Now, to this week’s important topic:

You can’t build a Brand on lies, inappropriate behaviour and broken promises:

One of the world’s strongest personal Brands took a beating this past week and there’s an important lesson there for all of us in business.  My example below gets into politics and will likely tick off a few of our readers…but it’s too good an example to pass up.

Trump lost the election (no, this is not fake news) and I think it’s largely because lots of people were fed up with his lies and inappropriate behaviour.  

According to the fact-checkers at the Washington Post, as of July 9, 2020 Trump had made 20,000 false or misleading statements (lies) in just 27 months of his presidency. This is an average of 24 lies a day! 

Since reading that appalling info, I’ve been thinking a lot about the subject of lying and what I’ve determined is that there are two types of liars. There are the ‘delusional liars’ and the ‘completely aware’ liars’. The ‘delusional liars’ are so narcissistic, so removed from reality that they actually believe their lies are the truth.  The ‘completely aware’ liars know that their lies are lies, but they tell them anyway to convince others of something, or to make themselves appear to be exceptional. 


So, is Trump a ‘delusional liar’ or a ‘completely aware liar’?  In any case, his lies and inappropriate behaviour weakened his Brand enough to get him fired.  In business we probably have some ‘delusional liars’ but my guess is most are perfectly aware liars.  

Way too many businesses are making false claims to mislead or manipulate us with lies or half-truths. There’s false advertising, fake discounts, phoney ‘Sales’, marking up to mark down, bait and switch, hidden charges and delivery dates they know they can’t meet. The list is endless.  

And then, of course, there are those wonderful Extended Warranties. You know, those pieces of paper that appliance and electronics retailers purchase for $15 and then con us into buying for $129.95. 

When buying a major appliance recently, the salesperson spent 30 minutes assuring us that this particular fridge was the most wonderful piece of quality design and engineering known to mankind.  Then, as soon as we agreed to buy it, he did an immediate about-face and ‘confidentially’ warned us that (and I paraphrase), “For a piece of crap like this you really should get the extended warranty for just $129.95…because you never know what might happen.”

Then there’s ‘marking up to mark down’, the process of putting a fake high price on something and then putting it ‘on sale’.  Joseph A. Bank menswear used to run expensive TV ads in the USA offering “Buy one suit and get 3 free!”.  Nobody can stay in business being ‘honestly’ on sale at 40% to 80% off three weeks out of four.  You know it…and I know it.  So they mark up to mark down and when this year’s lies aren’t big enough to grab people’s attention, they have to tell even bigger lies next year.  The ‘race to the bottom’ is also a race to see who can get away with the biggest, boldest deception. 

My advice is, “Stop it…stop all of it now.”  You can’t sustain the Presidency of the United States or a business on lies, half truths, broken trust or unkept promises.
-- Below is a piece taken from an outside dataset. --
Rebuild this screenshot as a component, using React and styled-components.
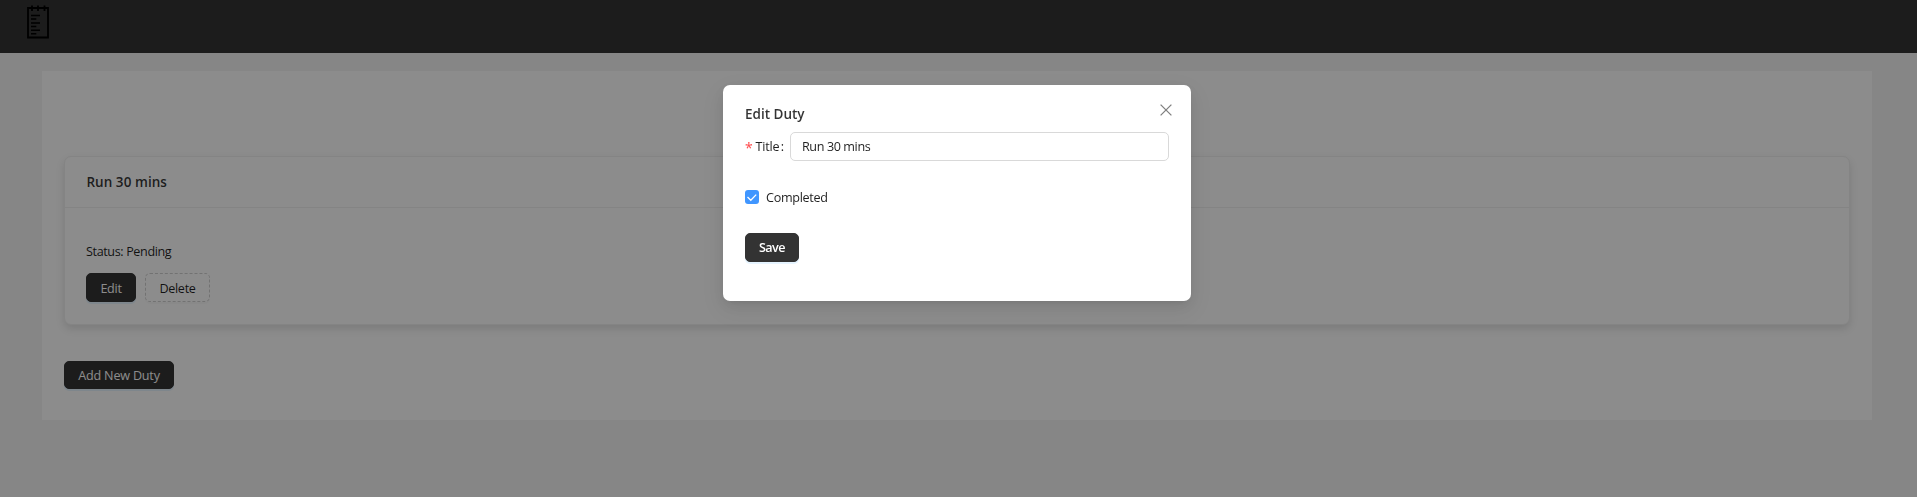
import React from 'react';
import styled, { createGlobalStyle } from 'styled-components';

const GlobalStyle = createGlobalStyle`
  * { box-sizing: border-box; }
  body {
    margin: 0;
    background: #f5f5f5;
    color: rgba(0, 0, 0, 0.88);
    font: 12.6px/20px 'Open Sans', 'Noto Sans', sans-serif;
  }
`;

const Page = styled.div`
  height: 497px;
  overflow: hidden;
`;

const Header = styled.header`
  height: 53px;
  padding: 5px 0 0 27px;
  background: #333;
`;

const Logo = styled.svg`
  display: block;
  width: 22px;
  height: 34px;
`;

const Content = styled.main`
  margin: 18px 45px 0 42px;
  padding: 85px 22px 0;
  height: 349px;
  background: #fff;
`;

const Card = styled.section`
  height: 169px;
  border: 1px solid #f0f0f0;
  border-radius: 7px;
  margin-bottom: 36px;
  background: #fff;
  box-shadow: 0 4px 8px rgba(0, 0, 0, 0.12);
`;

const CardHeader = styled.div`
  height: 51px;
  padding: 14px 21.4px 0;
  border-bottom: 1px solid #f0f0f0;
`;

const CardBody = styled.div`
  padding: 34px 21px 0;
`;

const Heading = styled.h3`
  margin: 0;
  font-size: 13.5px;
  line-height: 22px;
  font-weight: 600;
  color: rgba(0, 0, 0, 0.8);
  letter-spacing: ${(p) => p.$track || 0}px;
`;

const Text = styled.span`
  display: block;
  white-space: nowrap;
  letter-spacing: ${(p) => p.$track || 0}px;
`;

const Actions = styled.div`
  display: flex;
  gap: 9px;
  margin-top: 11px;

  button { padding-top: 2px; }
`;

const Button = styled.button`
  display: flex;
  align-items: center;
  justify-content: center;
  width: ${(p) => p.$width}px;
  height: ${(p) => p.$height || 29}px;
  padding: 1px 0 0;
  border: 1px ${(p) => (p.$dashed ? 'dashed #d0d0d0' : 'solid #333')};
  border-radius: 5px;
  background: ${(p) => (p.$dashed ? '#fff' : '#333')};
  color: ${(p) => (p.$dashed ? 'rgba(0, 0, 0, 0.88)' : '#fff')};
  box-shadow: 0 2px 0 ${(p) => (p.$dashed ? 'rgba(0, 0, 0, 0.02)' : 'rgba(5, 145, 255, 0.1)')};
  font: inherit;
  font-weight: ${(p) => p.$weight || 400};
`;

const Mask = styled.div`
  position: fixed;
  inset: 0;
  padding: 85px 3px 0 0;
  background: rgba(0, 0, 0, 0.45);
`;

const Dialog = styled.div`
  position: relative;
  width: 468px;
  height: 216px;
  margin: 0 auto;
  padding: 18px 22px;
  border-radius: 7px;
  background: #fff;
  box-shadow: 0 5px 14px rgba(0, 0, 0, 0.08), 0 3px 6px -4px rgba(0, 0, 0, 0.12),
    0 8px 25px 7px rgba(0, 0, 0, 0.05);
`;

const CloseButton = styled.button`
  position: absolute;
  top: 19px;
  right: 19px;
  width: 12px;
  height: 12px;
  padding: 0;
  border: 0;
  background: none;
  color: #808080;

  svg { display: block; }
`;

const Field = styled.div`
  display: flex;
  align-items: center;
  height: 29px;
  margin-top: 7px;
`;

const Required = styled.span`
  width: 10.5px;
  padding-top: 3px;
  color: #ff4d4f;
  font-family: 'Noto Sans', sans-serif;
  font-size: 14px;
`;

const Label = styled(Text)`
  display: flex;
  gap: 1.5px;
  width: 34.5px;
`;

const Input = styled.input`
  flex: 1;
  min-width: 0;
  height: 29px;
  padding: 0 11px;
  border: 1px solid #d9d9d9;
  border-radius: 5px;
  background: #fff;
  color: rgba(0, 0, 0, 0.88);
  font: inherit;
  letter-spacing: ${(p) => p.$track || 0}px;
  outline: none;
`;

const CheckRow = styled.div`
  display: flex;
  align-items: center;
  gap: 7px;
  height: 20px;
  margin: 26px 0;

  ${Text} { padding-top: 1px; }
`;

const CheckBox = styled.span`
  width: 14px;
  height: 14px;
  border-radius: 3px;
  background: #4096ff;

  svg { display: block; }
`;

export default function App() {
  return (
    <>
      <GlobalStyle />
      <Page>
        <Header>
          <Logo viewBox="0 0 22 34" fill="none" stroke="#000">
            <path d="M1 3h20v29.5H1z" strokeWidth="1.8" />
            <path d="M5 .5v5.5M11 .5v5.5M17.5 .5v5.5" strokeWidth="1.8" />
            <path
              d="M4 10.5h9M4 14h5.3M4 18h9M4 21.5h5.3M4 25.2h9M4 28.7h5.3"
              strokeWidth="1.6"
            />
          </Logo>
        </Header>
        <Content>
          <Card>
            <CardHeader>
              <Heading $track={0.05}>Run 30 mins</Heading>
            </CardHeader>
            <CardBody>
              <Text $track={-0.38}>Status: Pending</Text>
              <Actions>
                <Button $width={50}><Text $track={-0.3}>Edit</Text></Button>
                <Button $width={65} $dashed><Text $track={-0.3}>Delete</Text></Button>
              </Actions>
            </CardBody>
          </Card>
          <Button $width={110} $height={28}><Text $track={-0.2}>Add New Duty</Text></Button>
        </Content>
      </Page>
      <Mask>
        <Dialog role="dialog">
          <Heading>Edit Duty</Heading>
          <CloseButton aria-label="Close">
            <svg width="12" height="12" viewBox="0 0 12 12" fill="none" stroke="currentColor" strokeWidth="1.3">
              <path d="M.6.6l10.8 10.8M11.4.6L.6 11.4" />
            </svg>
          </CloseButton>
          <Field>
            <Required>*</Required>
            <Label $track={-0.2}><span>Title</span><span>:</span></Label>
            <Input defaultValue="Run 30 mins" $track={-0.4} />
          </Field>
          <CheckRow>
            <CheckBox>
              <svg width="14" height="14" viewBox="0 0 14 14" fill="none" stroke="#fff" strokeWidth="1.3">
                <path d="M2.5 7l3.3 3.3L11.2 4.6" />
              </svg>
            </CheckBox>
            <Text $track={-0.3}>Completed</Text>
          </CheckRow>
          <Button $width={54} $weight={600}><Text $track={-0.5}>Save</Text></Button>
        </Dialog>
      </Mask>
    </>
  );
}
It doesn’t take the Federal Government going after you for false advertising to ruin your reputation and your brand.   It could be just a few unhappy customers on social media telling 1000s of ‘friends’ that you can’t be trusted.   

To quote the late Dave Thomas, founder of Wendy’s, “Just do the right thing!”  Here’s a simple question that every business should ask and honestly answer…

“Are we trying to get people to do what we want them to do, or are we absolutely committed to helping them do what they want to do?”

Here are 4 clear steps to getting it right:

  1. Define yourself by how you help your target customers…not by what you sell. People are tired of being ‘sold’ and they want to be helped. Ultimately, you’ll sell more by helping more.
  2. Make a list of all the help they might need in any way related to wisely choosing or effectively using what you sell.
  3. Now get creative and determine what extraordinary things you’ll do to deliver some of that help, better than your competitors. Become the ‘caring coach’, the trusted and respected authority in your market. Then, determine how you’ll effectively and honestly communicate your compelling value and your integrity. There’s no point in being the best if you’re also the best kept secret.
  4. This whole process takes three things…integrity, creativity and courage. We hear lots of talk about creativity and innovation in business today, but we hear very little conversation about courage. There’s no point in being creative if you lack courage because you’ll never have the guts to implement the neat, creative ideas that you come up with.  So, in both business and life, creativity and courage walk hand in hand.  One is useless without the other.

So, are you ‘playing it straight’ with your target customers?  If not, what needs fixing, what specific action do you commit to take…and by when will that happen?

That’s it for this week…

Stay safe…live brilliantly…and do at least 3 important or kind things each day!       

Donald Cooper 

Donald Cooper speaks and coaches internationally on management, marketing, and profitability.  He can be reached by email at donald@donaldcooper.com in Toronto, Canada.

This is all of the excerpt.